Not having sex in the first place

it abides physics laws so you can just lure it into a huge hole that's impossible to crawl out of and its stuck there forever
cover the hole with cement just in case and gg

Is this movie literally DUDE STDS LMAO?

All you'd have to do is hire a hooker and then make sure she did the same.

browse /r9k/

Maybe, but it showed intelligence show it might not fall for that.

So what actually is the thing that is following the people in the film.

*so

>have a hooker hire another hooker
I don't think you know how this works.

then can push it inside with a car for example
its slow as fuck

Throw paint in it in a crowded area then call the cops.

second half of this was so trash

I think its intelligence kind of fluctuates, if it was really smart it would be more subtle about how it hunts people.

It's like a spirit.

it doesn't follow virgins so you have nothing to worry about

It had great strength, though. It may be capable of breaking through the concrete.

>join army
>rape a village with your bros
GG ez

I don't understand the beach scene at all. She got ganbanged, right? Shouldn't the thing have gone after those three guys instead of still following her?
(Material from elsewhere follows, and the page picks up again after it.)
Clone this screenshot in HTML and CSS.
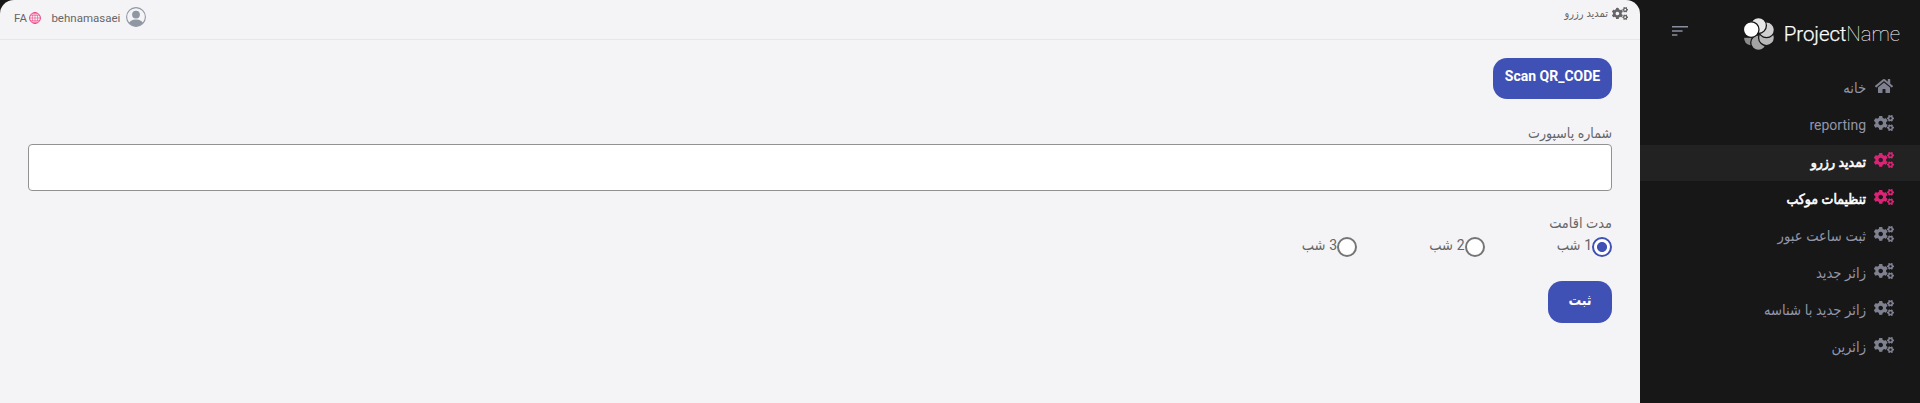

it doesnt matter if the hole is like 50 feet deep
it cant fly so its stuck there

>It may be capable of breaking through the concrete.
So just pour wet cement down the hole, drop some incredibly heavy objects down afterwards, seal the hole....and if you're really paranoid, buy a tank and park it right on top of the hole.

Just fuck a hooker. She's going to go through so many clients that the chain will take forever to get back to me.

I wouldn't have to

Go to an international orgy

The guys were probably all in the same place so the monster just took them out one after the other.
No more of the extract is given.